Video | Be About It: Chronic Hep B (Christopher Wong & Gilead Sciences)

This documentary created by Director Christopher Wong with support of Gilead Sciences aims to raise awareness of Hep B in the Asian American community, stop the stigma, and encourage people to get tested.

Description by Gilead Sciences:

About the Film

BE ABOUT IT is the story of two fathers, two families and their battle against a potentially deadly disease impacting the Asian American community.

Both Alan and AJ contracted hepatitis B (hep B) at birth. Alan is a TV news reporter who saw several family members suffer and die from liver complications due to hep B, and now diligently monitors his own health.

AJ, a radiology technician and triathlete, lost his father to liver cancer 10 years ago.

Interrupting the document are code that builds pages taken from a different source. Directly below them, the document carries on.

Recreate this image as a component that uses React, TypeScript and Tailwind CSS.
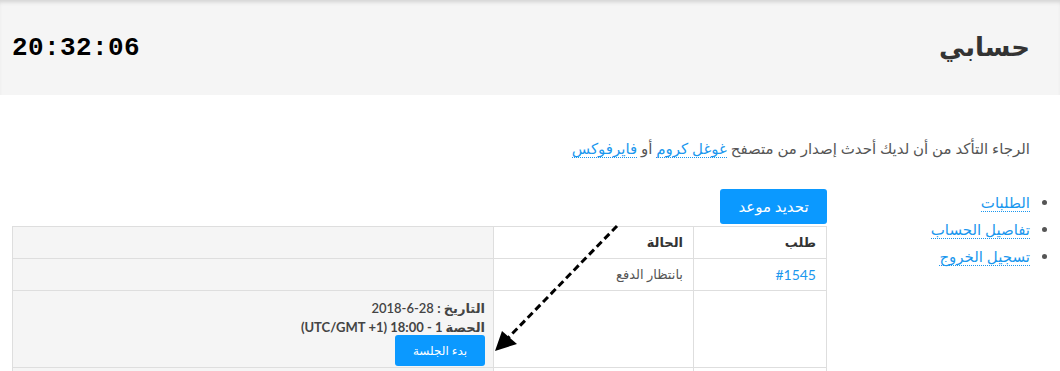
import React from 'react';

const link = 'text-[#1a97ee] border-b border-dotted border-[#1a97ee]';

export default function App() {
  return (
    <div dir="rtl" className="relative w-[1060px] h-[371px] overflow-hidden bg-white font-['Lato','DejaVu_Sans',sans-serif] text-[#555]">
      {/* Header */}
      <div className="h-[95px] bg-[#f5f5f5] shadow-[inset_0_4px_4px_-2px_rgba(0,0,0,0.15)] flex items-center justify-between pr-[30px] pl-3">
        <h1 className="text-[26px] font-bold text-[#333] leading-none -mt-[3px]">حسابي</h1>
        <div dir="ltr" className="font-['Liberation_Mono',monospace] font-bold text-[26px] tracking-[0.4px] text-black leading-none">20:32:06</div>
      </div>

      <div className="pr-[30px] pl-3">
        <p className="mt-[43px] text-[15px] leading-5">
          الرجاء التأكد من أن لديك أحدث إصدار من متصفح <a className={link}>غوغل كروم</a> أو <a className={link}>فايرفوكس</a>
        </p>

        <div className="flex mt-[31px]">
          {/* Sidebar */}
          <ul className="w-[203px] shrink-0 list-disc text-[15px] leading-[27px] marker:text-[#555]">
            <li><a className={link}>الطلبات</a></li>
            <li><a className={link}>تفاصيل الحساب</a></li>
            <li><a className={link}>تسجيل الخروج</a></li>
          </ul>

          {/* Main */}
          <div className="flex-1">
            <div className="flex">
              <button className="w-[107px] h-[35px] rounded-[3px] bg-[#0b99ff] text-white text-[15px]">تحديد موعد</button>
            </div>
            <table className="mt-[2px] w-full border-collapse border border-[#dedede] text-[13px]">
              <thead>
                <tr className="h-[32px]">
                  <th className="w-[133px] border border-[#dedede] px-[10px] text-right font-bold text-[#333]">طلب</th>
                  <th className="w-[200px] border border-[#dedede] px-[10px] text-right font-bold text-[#333]">الحالة</th>
                  <th className="border border-[#dedede] bg-[#f5f5f5]"></th>
                </tr>
              </thead>
              <tbody>
                <tr className="h-[32px]">
                  <td className="border border-[#dedede] px-[10px] text-[14px] text-[#1a97ee]">#1545</td>
                  <td className="border border-[#dedede] px-[10px] text-[13px] text-[#555]">بانتظار الدفع</td>
                  <td className="border border-[#dedede] bg-[#f5f5f5]"></td>
                </tr>
                <tr className="h-[76px]">
                  <td className="border border-[#dedede]"></td>
                  <td className="border border-[#dedede]"></td>
                  <td className="border border-[#dedede] bg-[#f5f5f5] px-[8px] pt-[8px] pb-[1px] align-top text-[#444] leading-[19px]">
                    <div><b>التاريخ :</b> <span dir="ltr" className="font-semibold">2018-6-28</span></div>
                    <div><b>الحصة 1 - 18:00 (UTC/GMT +1)</b></div>
                    <button className="mt-[-2px] w-[90px] h-[31px] rounded-[3px] bg-[#0b99ff] text-white text-[12px]">بدء الجلسة</button>
                  </td>
                </tr>
                <tr className="h-[32px]">
                  <td className="border border-[#dedede]"></td>
                  <td className="border border-[#dedede]"></td>
                  <td className="border border-[#dedede] bg-[#f5f5f5]"></td>
                </tr>
              </tbody>
            </table>
          </div>
        </div>
      </div>

      {/* Annotation arrow */}
      <svg className="absolute left-0 top-0 pointer-events-none" width="1060" height="371">
        <line x1="617" y1="226" x2="508" y2="338" stroke="black" strokeWidth="3" strokeDasharray="7 4" />
        <polygon points="495,351 502,331 517,344" fill="black" />
      </svg>
    </div>
  );
}
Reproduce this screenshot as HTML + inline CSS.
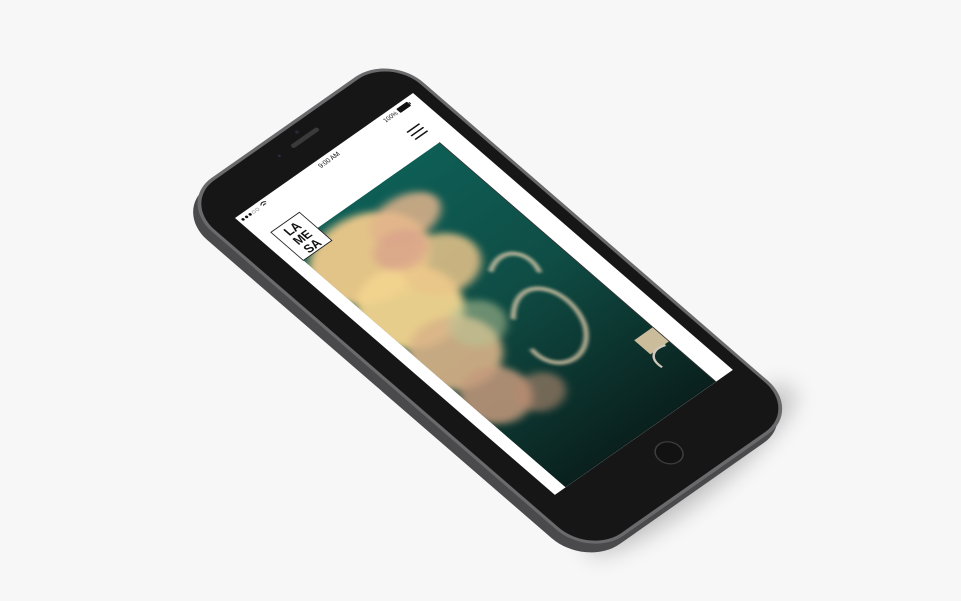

The cause of the cancer – hep B – was not often discussed in AJ’s family.

Through the lives of Alan and AJ, witness how two families cope with the impact of this potentially life-threatening virus.

Beyond the Film – Breaking the Cycle of Hep B:

This documentary and related awareness efforts aim to end the silence associated with hep B by empowering Asian Americans to talk openly about the virus and by motivating communities to learn the facts and dispel the myths about hep B.

By rallying around this film, Asian Americans and others can:

  • Ignite a Conversation. The families featured in the film speak candidly about their experiences with hep B, and their hope is that sharing their stories will inspire others to do the same. To help raise awareness of hep B, people are encouraged to discuss this disease within families, communities and on social media. Join the conversation online by using the hashtag #BeAboutIt.
  • Reduce Stigma. Stigma can lead to discrimination toward people living with hep B, even among family and friends. By educating and eliminating common misconceptions, our communities can help reduce the stigma associated with this virus and empower people to break the cycle of hep B.
  • Know Their Status. As many as 1.4 million people living in the U.S. with chronic hep B are not aware that they have it. However, by undergoing a simple blood test – one that is often covered by health insurance – individuals can learn their hep B status.